Notebook infrastructure

  • ugh should implement script to transform DOIs to links+metadata. probably knitcitations based, but without needing the verbose r citep(" notation. pity markdown doesn’t support rel attribute on links. Maybe possible already? https://drupal.org/node/421832 No luck there, though pandoc can avoid choking on this style of link attribute: https://github.com/jgm/pandoc/wiki/Pandoc-vs-Multimarkdown#image-and-link-attributes when compiling with -f markdown+link_attributes. Unfortunately this doesn’t actually render the attributes but just silently drops them.

  • Adjust link to provide turtle instead of RDF/XML (avoid the download prompt)?

  • I mentioned my involvement started with this post; the (somewhat long) comments are useful.

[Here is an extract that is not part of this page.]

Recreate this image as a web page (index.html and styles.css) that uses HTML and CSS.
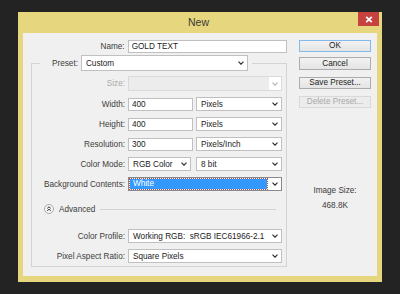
FILE: index.html
```html
<!DOCTYPE html>
<html lang="en">
<head>
    <meta charset="UTF-8">
    <meta name="viewport" content="width=device-width, initial-scale=1.0">
    <title>New</title>
    <link rel="stylesheet" href="styles.css">
</head>
<body>
    <div class="dialog">
        <!-- Title bar -->
        <div class="titlebar">
            <span></span>
            <span class="title">New</span>
            <button class="close" aria-label="Close">
                <svg width="8" height="7" viewBox="0 0 8 7"><path d="M1.2 .8 6.8 6.2M6.8 .8 1.2 6.2" stroke="#fff" stroke-width="1.7" fill="none"/></svg>
            </button>
        </div>

        <div class="content">
            <!-- Left: document settings -->
            <div class="main">
                <div class="row name-row">
                    <label for="name" class="row-label">Name:</label>
                    <input type="text" id="name" class="field name-field" value="GOLD TEXT">
                </div>

                <fieldset class="group">
                    <legend>
                        <label class="preset-label">Preset:</label>
                        <div class="select preset-select">
                            <span>Custom</span>
                            <svg class="chev" width="6" height="4" viewBox="0 0 6 4"><path d="M.5.6 3 3.2 5.5.6" fill="none" stroke="#333" stroke-width="1.2"/></svg>
                        </div>
                    </legend>

                    <div class="row size-row">
                        <span class="row-label disabled">Size:</span>
                        <div class="select full disabled">
                            <span></span>
                            <span class="chev-box">
                                <svg class="chev" width="6" height="4" viewBox="0 0 6 4"><path d="M.5.6 3 3.2 5.5.6" fill="none" stroke="#b5b5b5" stroke-width="1.1"/></svg>
                            </span>
                        </div>
                    </div>

                    <div class="row">
                        <label class="row-label">Width:</label>
                        <input type="text" class="field num-field" value="400">
                        <div class="select unit">
                            <span>Pixels</span>
                            <svg class="chev" width="6" height="4" viewBox="0 0 6 4"><path d="M.5.6 3 3.2 5.5.6" fill="none" stroke="#333" stroke-width="1.2"/></svg>
                        </div>
                    </div>

                    <div class="row">
                        <label class="row-label">Height:</label>
                        <input type="text" class="field num-field" value="400">
                        <div class="select unit">
                            <span>Pixels</span>
                            <svg class="chev" width="6" height="4" viewBox="0 0 6 4"><path d="M.5.6 3 3.2 5.5.6" fill="none" stroke="#333" stroke-width="1.2"/></svg>
                        </div>
                    </div>

                    <div class="row">
                        <label class="row-label">Resolution:</label>
                        <input type="text" class="field num-field" value="300">
                        <div class="select unit">
                            <span>Pixels/Inch</span>
                            <svg class="chev" width="6" height="4" viewBox="0 0 6 4"><path d="M.5.6 3 3.2 5.5.6" fill="none" stroke="#333" stroke-width="1.2"/></svg>
                        </div>
                    </div>

                    <div class="row">
                        <label class="row-label">Color Mode:</label>
                        <div class="select mode">
                            <span>RGB Color</span>
                            <svg class="chev" width="6" height="4" viewBox="0 0 6 4"><path d="M.5.6 3 3.2 5.5.6" fill="none" stroke="#333" stroke-width="1.2"/></svg>
                        </div>
                        <div class="select unit">
                            <span>8 bit</span>
                            <svg class="chev" width="6" height="4" viewBox="0 0 6 4"><path d="M.5.6 3 3.2 5.5.6" fill="none" stroke="#333" stroke-width="1.2"/></svg>
                        </div>
                    </div>

                    <div class="row">
                        <label class="row-label">Background Contents:</label>
                        <div class="select full focused">
                            <span class="picked">White</span>
                            <svg class="chev" width="6" height="4" viewBox="0 0 6 4"><path d="M.5.6 3 3.2 5.5.6" fill="none" stroke="#333" stroke-width="1.2"/></svg>
                        </div>
                    </div>

                    <!-- Advanced section -->
                    <div class="advanced">
                        <svg class="adv-icon" width="10" height="10" viewBox="0 0 10 10">
                            <circle cx="5" cy="5" r="4.5" fill="#f6f6f6" stroke="#a8a8a8"/>
                            <path d="M3.2 4.4 5 2.8 6.8 4.4M3.2 6.8 5 5.2 6.8 6.8" fill="none" stroke="#333" stroke-width="1"/>
                        </svg>
                        <span>Advanced</span>
                        <span class="adv-line"></span>
                    </div>

                    <div class="row profile-row">
                        <label class="row-label">Color Profile:</label>
                        <div class="select full">
                            <span>Working RGB:&nbsp; sRGB IEC61966-2.1</span>
                            <svg class="chev" width="6" height="4" viewBox="0 0 6 4"><path d="M.5.6 3 3.2 5.5.6" fill="none" stroke="#333" stroke-width="1.2"/></svg>
                        </div>
                    </div>

                    <div class="row">
                        <label class="row-label">Pixel Aspect Ratio:</label>
                        <div class="select full">
                            <span>Square Pixels</span>
                            <svg class="chev" width="6" height="4" viewBox="0 0 6 4"><path d="M.5.6 3 3.2 5.5.6" fill="none" stroke="#333" stroke-width="1.2"/></svg>
                        </div>
                    </div>
                </fieldset>
            </div>

            <!-- Right: buttons and size -->
            <div class="side">
                <button class="btn default">OK</button>
                <button class="btn">Cancel</button>
                <button class="btn save">Save Preset...</button>
                <button class="btn delete" disabled>Delete Preset...</button>

                <div class="image-size">
                    <div>Image Size:</div>
                    <div>468.8K</div>
                </div>
            </div>
        </div>
    </div>
</body>
</html>
```

FILE: styles.css
```css
/* General styles */
body {
    margin: 0;
    height: 294px;
    background-color: #232323;
    font-family: "Liberation Sans", Arial, sans-serif;
    font-size: 8.2px;
    color: #3c3c3c;
}

.dialog {
    margin: 12px 0 0 18px;
    width: 364px;
    height: 270px;
    display: flex;
    flex-direction: column;
    background-color: #e6d67d;
}

/* Title bar */
.titlebar {
    height: 21px;
    display: grid;
    grid-template-columns: 1fr auto 1fr;
    padding-right: 3px;
}

.title {
    font-size: 10.5px;
    line-height: 21px;
    color: #3a3a3a;
}

.close {
    justify-self: end;
    width: 21px;
    height: 14px;
    padding: 0;
    border: none;
    background-color: #c7423f;
    display: flex;
    align-items: center;
    justify-content: center;
}

.content {
    flex: 1;
    margin: 0 5px 6px;
    background-color: #f0f0f0;
    display: flex;
    padding-top: 7px;
}

.main {
    width: 264px;
    padding-left: 8px;
    box-sizing: border-box;
}

/* Rows */
.row {
    display: flex;
    align-items: center;
    height: 14px;
    margin-top: 6px;
}

.row-label {
    width: 93px;
    margin-right: 3px;
    text-align: right;
    white-space: nowrap;
}

.row-label.disabled {
    color: #a9a9a9;
}

.name-row {
    margin-top: 0;
    height: 13px;
}

.name-row .row-label {
    width: 94px;
}

/* Inputs and selects */
.field {
    box-sizing: border-box;
    height: 13px;
    margin: 0;
    padding: 0 3px;
    border: 1px solid #c0c0c0;
    background-color: #fff;
    font: inherit;
    color: #222;
}

.name-field {
    width: 160px;
}

.num-field {
    width: 65px;
    margin-right: 3px;
}

.select {
    box-sizing: border-box;
    height: 14px;
    display: flex;
    align-items: center;
    justify-content: space-between;
    padding: 0 3px 0 4px;
    border: 1px solid #c0c0c0;
    background-color: #fff;
    color: #222;
    white-space: nowrap;
}

.chev {
    display: block;
    flex-shrink: 0;
}

.full {
    width: 154px;
}

.unit {
    width: 86px;
}

.mode {
    width: 63px;
    margin-right: 5px;
}

.select.disabled {
    height: 15px;
    padding: 0;
    border-color: #dadada;
    background-color: #ececec;
}

.chev-box {
    width: 12px;
    height: 13px;
    display: flex;
    align-items: center;
    justify-content: center;
    background-color: #fff;
}

.select.focused {
    padding: 1px 3px 1px 1px;
    border-color: #8a8a8a;
}

.picked {
    flex: 1;
    height: 10px;
    line-height: 10px;
    margin-right: 5px;
    padding-left: 3px;
    background-color: #3399ff;
    outline: 1px dotted #b05050;
    color: #fff;
}

/* Preset group */
.group {
    margin: 2px 0 0;
    padding: 0 0 3px;
    width: 256px;
    box-sizing: border-box;
    min-width: 0;
    border: 1px solid #d4d4d4;
}

.group legend {
    display: flex;
    align-items: center;
    margin-left: 8px;
    padding: 0 4px 0 12px;
    height: 16px;
}

.preset-label {
    margin-right: 3px;
}

.preset-select {
    width: 167px;
    height: 16px;
}

.size-row {
    margin-top: 5px;
    height: 15px;
}

.advanced {
    display: flex;
    align-items: center;
    height: 12px;
    margin: 12px 10px 0 12px;
}

.adv-icon {
    margin-right: 5px;
}

.adv-line {
    flex: 1;
    margin-left: 5px;
    border-top: 1px solid #d4d4d4;
}

.profile-row {
    margin-top: 14px;
}

/* Side buttons */
.side {
    width: 72px;
    margin-left: 12px;
}

.btn {
    display: block;
    width: 72px;
    height: 12px;
    margin: 0 0 7px;
    padding: 0;
    box-sizing: border-box;
    border: 1px solid #acacac;
    background: linear-gradient(#f2f2f2, #e4e4e4);
    font: inherit;
    line-height: 10px;
    color: #222;
}

.btn:nth-child(2) {
    height: 13px;
    margin-top: -1px;
}

.btn.default {
    border-color: #85b8ec;
    margin-bottom: 6px;
}

.btn.delete {
    border-color: #d8d8d8;
    background: #ececec;
    color: #a8a8a8;
}

.image-size {
    margin-top: 75px;
    text-align: center;
    line-height: 15px;
}
```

  • I should have mentioned that recently attended a workshop where environmental scientists were thinking about how to approach these issues related to software and code through the creation of a Software Sustainability Center. (Of which code review could be one possible service it might provide).

  • I might have mentioned that a few organizations are doing code review. Notably, the journal of open research, published by the new UK Software Sustainability Institute. They are one of the few organziations that have code review guidelines

  • Code review was recently proposed and disputed in a Policy Forum piece in Science Magazine discussing these issues.

  • This Times Higher Ed article recently highlighted the issues with Climate code: https://www.timeshighereducation.co.uk/news/save-your-work-give-software-engineers-a-career-track/2006431.article The Climate Code Foundation https://climatecode.org/ is doing excellent work to start addressing these issues.

  • Of course several earlier articles in Nature have highlighted these issues, including the important tension between encouraging scientists to share code even if it isn’t “pretty”, vs improving the quality / readability of code.